Hıncını alamayan Köprülü Fazıl Mustafa Paşa Kapıcıbaşı’yı Rodos’a gönderdi. Padişah’ın idam fermanı ile gelen Kapıcıbaşıyı gören Nişancı İsmail Paşa: “Altmış bir günlük vezaretimin muhasebesini gördüm; ne ben de miri mal var ne de cevahire vaziyet ettim. Kız Hüseyin Ağa ve Yeniçeri Ağası Hasan Ağa cevahiri beyaz ehrama sarılı mühriyle getirdiler; baktım ve yine mühürleyip sahiplerine verin deyip tenbih ve teslim ettim; onlardan sorun; mal ıtlak olunur ise ancak bir adet rahtım var (at takımı) yüz kuruşa satıp ramazan harcını gördüm” cevabını verdi. İsmail Paşa’nın bu sözlerine karşı, Kapıcıbaşı Kara Bayram Ağa “Vezaret ettiniz, bazı saklı paranızdan kırk kese kadar verin, müsterih olsunlar” diyerek işi halletmek istedi ise de Nişancı İsmail Paşa “Vezir-i Azam değil, babası Koca Köprülü mezardan gelse yine sözüm sözdür; ne akçem var, ne miri yedim ve ne de vermeye kadirim ve ne de olsa veririm, işte Kelamullah, emrine razıyım.”

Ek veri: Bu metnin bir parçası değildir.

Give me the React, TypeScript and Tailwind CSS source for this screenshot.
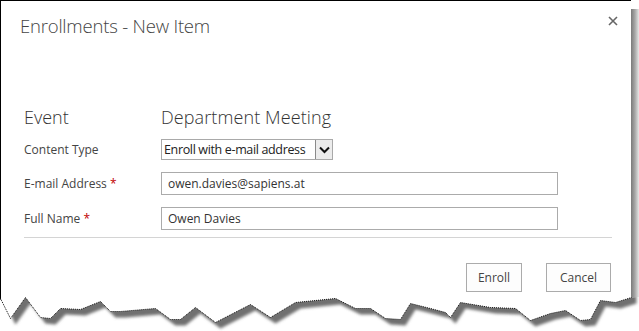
const torn: [number, number][] = [
  [0, 13], [10, 33], [25, 12], [40, 32], [50, 33], [60, 23], [80, 24], [100, 16], [110, 26],
  [120, 26], [155, 23], [170, 34], [180, 34], [195, 22], [215, 37], [250, 19], [270, 32],
  [295, 17], [335, 13], [355, 23], [370, 23], [385, 33], [400, 34], [410, 18], [430, 23],
  [445, 27], [450, 32], [460, 17], [490, 22], [515, 23], [530, 35], [550, 28], [565, 25],
  [580, 35], [590, 34], [600, 15], [615, 17], [631, 12],
]

function TornEdge() {
  const line = torn.map(([x, y], i) => `${i === 0 ? 'M' : 'L'}${x + 0.5} ${y + 0.5}`).join(' ')
  const paper = `M0 -20 ${line.replace('M', 'L')} L631 -20 Z`
  const below = `${line} L639 12 L639 46 L0 46 Z`
  return (
    <svg width="639" height="46" viewBox="0 0 639 46" className="absolute left-0 top-[285px]">
      <defs>
        <filter id="blur" x="-10%" y="-50%" width="120%" height="200%">
          <feGaussianBlur stdDeviation="1.8" />
        </filter>
        <clipPath id="below">
          <path d={below} />
        </clipPath>
      </defs>
      <path d={below} fill="#fff" />
      <g clipPath="url(#below)">
        <path d={paper} transform="translate(5 6)" fill="#6f6f6f" filter="url(#blur)" />
      </g>
      <path d={line} fill="none" stroke="#111" strokeWidth="1" strokeDasharray="1 1" />
    </svg>
  )
}

export default function App() {
  return (
    <div className="relative w-[639px] h-[331px] bg-white overflow-hidden font-['Open_Sans','Noto_Sans',sans-serif] text-[#444]">
      <div className="flex h-[300px]">
        <div className="w-[631px] border-t border-l border-black bg-white flex flex-col">
          <div className="flex justify-between items-start pl-[19px] pr-[13px] pt-[12px]">
            <h1 className="text-[18.5px] leading-[26px] font-light text-[#444] tracking-[-0.2px]">Enrollments - New Item</h1>
            <svg width="10" height="10" viewBox="0 0 10 10" className="mt-[3px]">
              <path d="M1 1 L9 9 M9 1 L1 9" stroke="#666" strokeWidth="1.6" />
            </svg>
          </div>

          <div className="grid grid-cols-[137px_1fr] pl-[23px] mt-[66px] items-center text-[12px]">
            <div className="text-[18px] leading-[24px] font-light text-[#333]">Event</div>
            <div className="text-[18px] leading-[24px] font-light text-[#333] tracking-[0.1px]">Department Meeting</div>

            <div className="mt-[10px]">Content Type</div>
            <div className="mt-[10px] flex w-[172px] h-[21px] border border-[#a9a9a9]">
              <span className="flex-1 pl-[2px] leading-[19px] text-[12.5px] text-[#222] whitespace-nowrap overflow-hidden tracking-[-0.35px]">Enroll with e-mail address</span>
              <span className="w-[17px] h-full flex items-center justify-center border-l border-[#8a8a8a] bg-[#ececec]">
                <svg width="11" height="8" viewBox="0 0 11 8">
                  <path d="M1 1.5 L5.5 6 L10 1.5" fill="none" stroke="#111" strokeWidth="2" />
                </svg>
              </span>
            </div>

            <div className="mt-[12px]">
              E-mail Address <span className="text-[#bf0000]">*</span>
            </div>
            <div className="mt-[12px] w-[397px] h-[23px] border border-[#ababab] pl-[6px] leading-[21px] text-[12px] text-[#333]">
              owen.davies@sapiens.at
            </div>

            <div className="mt-[12px]">
              Full Name <span className="text-[#bf0000]">*</span>
            </div>
            <div className="mt-[12px] w-[397px] h-[23px] border border-[#ababab] pl-[6px] leading-[21px] text-[12px] text-[#333]">
              Owen Davies
            </div>
          </div>

          <div className="ml-[23px] mr-[19px] mt-[7px] border-t border-[#d4d4d4]" />

          <div className="flex justify-end gap-[24px] pr-[20px] mt-[25px] text-[12px]">
            <button className="w-[56px] h-[29px] border border-[#ababab] bg-[#fdfdfd] text-[#444]">Enroll</button>
            <button className="w-[65px] h-[29px] border border-[#ababab] bg-[#fdfdfd] text-[#444]">Cancel</button>
          </div>
        </div>
        <div className="w-[8px] mt-[9px] bg-gradient-to-r from-[#7a7a7a] via-[#a8a8a8] to-[#e8e8e8]" />
      </div>
      <TornEdge />
    </div>
  )
}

Nişancı İsmail Paşa servet sahibi olmadığını ne param var, ne devlet malı yedim ve ne de verebilecek durumdayım diyordu. Bunun üzerine Kapıcıbaşı Kara Bayram Ağa getirdiği idam fermanını Nişancı İsmail Paşanın eline verdi. Paşa fermanı okuyup güldü ve: Padişahımın bu işte suiniyeti yok, çelebicik yazmış, Allah emaneti şu Mushaf (Kar’an-ı Kerim) büyük oğlumundur, götürüp ver, beni şu dolapta, Kâbe’den getirdiğim zemzemle kefene sarıp defneyle” dedikten sonra vasiyetini yazdırdı ve helalleşti. Ferman gereği başı gövdesinden koparıldığında yetmiş yaşın üzerinde yaşlı bir paşaydı (Nisan 1690).